Task statement: The material below should be written out in full and exactly; pictures stay out of the copy.

--- Begin ---

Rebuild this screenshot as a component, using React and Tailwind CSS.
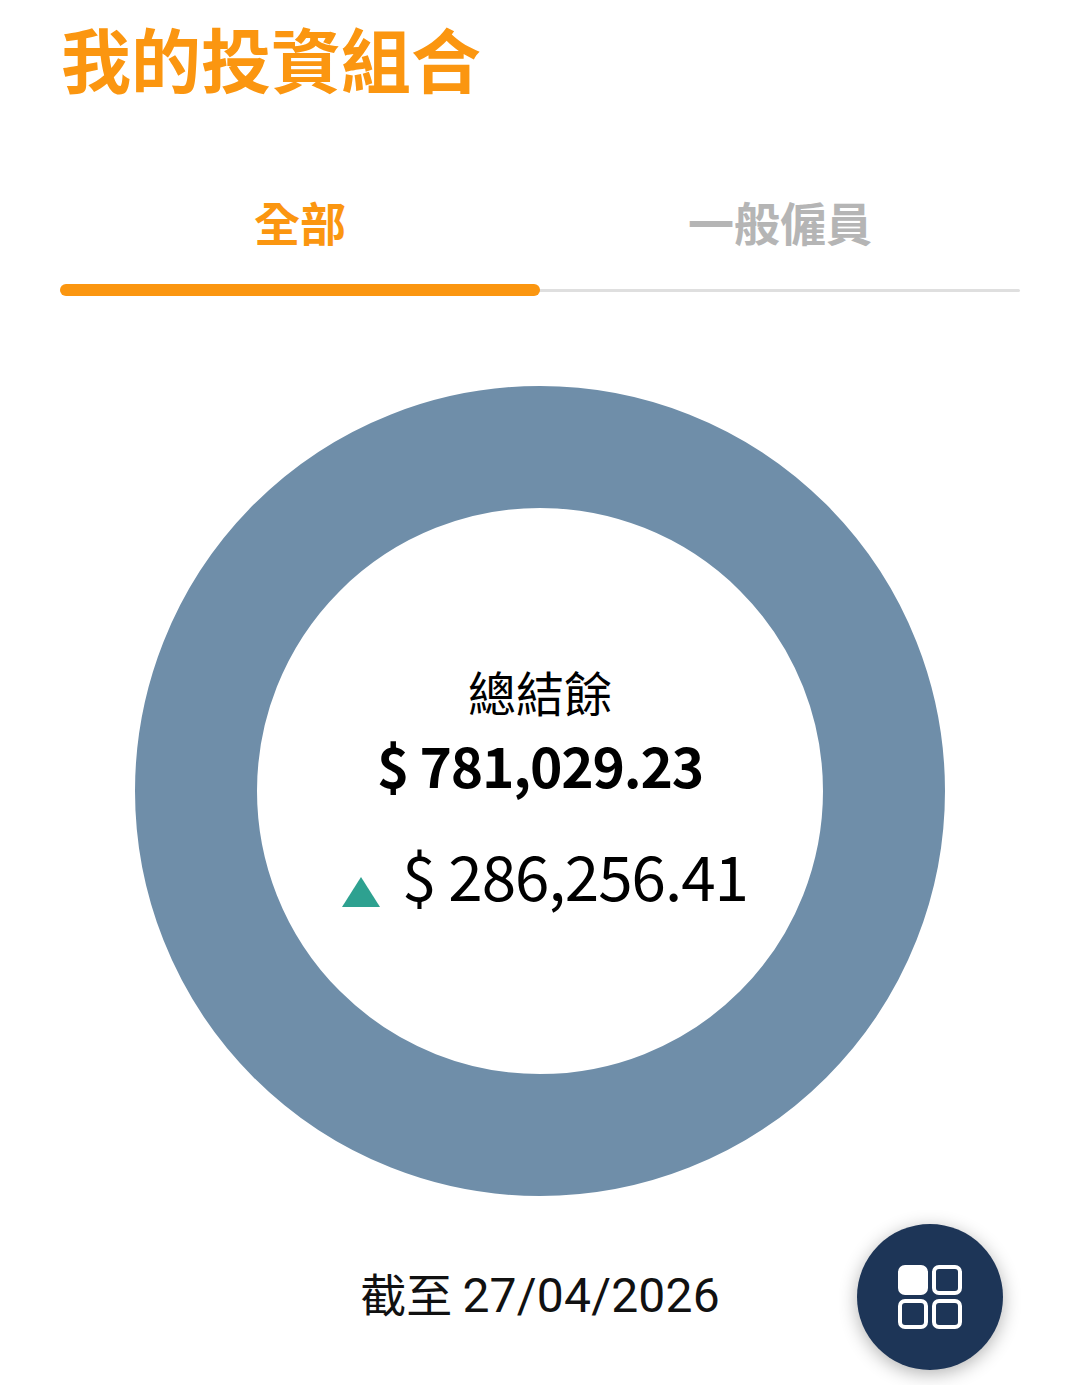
const font = { fontFamily: '"Noto Sans CJK TC", "Noto Sans", sans-serif' };

function DonutChart() {
  return (
    <svg width="810" height="810" viewBox="0 0 810 810">
      <circle cx="405" cy="405" r="344" fill="none" stroke="#6f8ea9" strokeWidth="122" />
    </svg>
  );
}

function GridIcon() {
  return (
    <svg width="64" height="64" viewBox="0 0 64 64" fill="none" stroke="#fff" strokeWidth="4">
      <rect x="2" y="2" width="26" height="26" rx="5" fill="#fff" />
      <rect x="36" y="2" width="26" height="26" rx="5" />
      <rect x="2" y="36" width="26" height="26" rx="5" />
      <rect x="36" y="36" width="26" height="26" rx="5" />
    </svg>
  );
}

export default function App() {
  return (
    <div className="w-[1080px] h-[1385px] bg-white overflow-hidden px-[60px]" style={font}>
      <h1 className="text-[70px] leading-[70px] font-bold text-[#fb9610] pt-[23px] pl-[1px] h-[95px]">我的投資組合</h1>

      <div className="mt-[88px] relative">
        <div className="flex h-[118px]">
          <div className="w-1/2 text-center text-[46px] leading-[76px] font-bold text-[#fb9610]">全部</div>
          <div className="w-1/2 text-center text-[46px] leading-[76px] font-bold text-[#b5b5b5]">一般僱員</div>
        </div>
        <div className="absolute left-0 right-0 top-[106px] h-[3px] rounded-full bg-[#dfdfdf]" />
        <div className="absolute left-0 top-[101px] w-[480px] h-[12px] rounded-full bg-[#fb9610]" />
      </div>

      <div className="relative mt-[85px] w-[810px] h-[810px] mx-auto">
        <DonutChart />
        <div className="absolute inset-0 flex flex-col items-center text-black">
          <div className="mt-[275px] text-[48px] leading-[60px]">總結餘</div>
          <div className="mt-[11px] text-[55px] leading-[64px] font-semibold tracking-[-1.2px]">$ 781,029.23</div>
          <div className="mt-[45px] flex items-end ml-[9px]">
            <svg width="40" height="32" viewBox="0 0 40 32" className="mb-[-1px] mr-[21px]">
              <polygon points="20,1 39,31 1,31" fill="#2ea190" />
            </svg>
            <span className="text-[62px] leading-[66px] tracking-[-1px]">$ 286,256.41</span>
          </div>
        </div>
      </div>

      <div className="relative mt-[63px] text-center text-[46px] leading-[66px] text-[#111]">
        截至 <span className="text-[48px] tracking-[0.2px]" style={{ fontFamily: 'Roboto, sans-serif' }}>27/04/2026</span>
        <div className="absolute left-[797px] top-[-35px] w-[146px] h-[146px] rounded-full bg-[#1d3557] shadow-[0_4px_18px_rgba(0,0,0,0.3)] flex items-center justify-center">
          <GridIcon />
        </div>
      </div>
    </div>
  );
}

--- End ---

Result for this task:
Rebuild this screenshot as a component, using React and Tailwind CSS.
const font = { fontFamily: '"Noto Sans CJK TC", "Noto Sans", sans-serif' };

function DonutChart() {
  return (
    <svg width="810" height="810" viewBox="0 0 810 810">
      <circle cx="405" cy="405" r="344" fill="none" stroke="#6f8ea9" strokeWidth="122" />
    </svg>
  );
}

function GridIcon() {
  return (
    <svg width="64" height="64" viewBox="0 0 64 64" fill="none" stroke="#fff" strokeWidth="4">
      <rect x="2" y="2" width="26" height="26" rx="5" fill="#fff" />
      <rect x="36" y="2" width="26" height="26" rx="5" />
      <rect x="2" y="36" width="26" height="26" rx="5" />
      <rect x="36" y="36" width="26" height="26" rx="5" />
    </svg>
  );
}

export default function App() {
  return (
    <div className="w-[1080px] h-[1385px] bg-white overflow-hidden px-[60px]" style={font}>
      <h1 className="text-[70px] leading-[70px] font-bold text-[#fb9610] pt-[23px] pl-[1px] h-[95px]">我的投資組合</h1>

      <div className="mt-[88px] relative">
        <div className="flex h-[118px]">
          <div className="w-1/2 text-center text-[46px] leading-[76px] font-bold text-[#fb9610]">全部</div>
          <div className="w-1/2 text-center text-[46px] leading-[76px] font-bold text-[#b5b5b5]">一般僱員</div>
        </div>
        <div className="absolute left-0 right-0 top-[106px] h-[3px] rounded-full bg-[#dfdfdf]" />
        <div className="absolute left-0 top-[101px] w-[480px] h-[12px] rounded-full bg-[#fb9610]" />
      </div>

      <div className="relative mt-[85px] w-[810px] h-[810px] mx-auto">
        <DonutChart />
        <div className="absolute inset-0 flex flex-col items-center text-black">
          <div className="mt-[275px] text-[48px] leading-[60px]">總結餘</div>
          <div className="mt-[11px] text-[55px] leading-[64px] font-semibold tracking-[-1.2px]">$ 781,029.23</div>
          <div className="mt-[45px] flex items-end ml-[9px]">
            <svg width="40" height="32" viewBox="0 0 40 32" className="mb-[-1px] mr-[21px]">
              <polygon points="20,1 39,31 1,31" fill="#2ea190" />
            </svg>
            <span className="text-[62px] leading-[66px] tracking-[-1px]">$ 286,256.41</span>
          </div>
        </div>
      </div>

      <div className="relative mt-[63px] text-center text-[46px] leading-[66px] text-[#111]">
        截至 <span className="text-[48px] tracking-[0.2px]" style={{ fontFamily: 'Roboto, sans-serif' }}>27/04/2026</span>
        <div className="absolute left-[797px] top-[-35px] w-[146px] h-[146px] rounded-full bg-[#1d3557] shadow-[0_4px_18px_rgba(0,0,0,0.3)] flex items-center justify-center">
          <GridIcon />
        </div>
      </div>
    </div>
  );
}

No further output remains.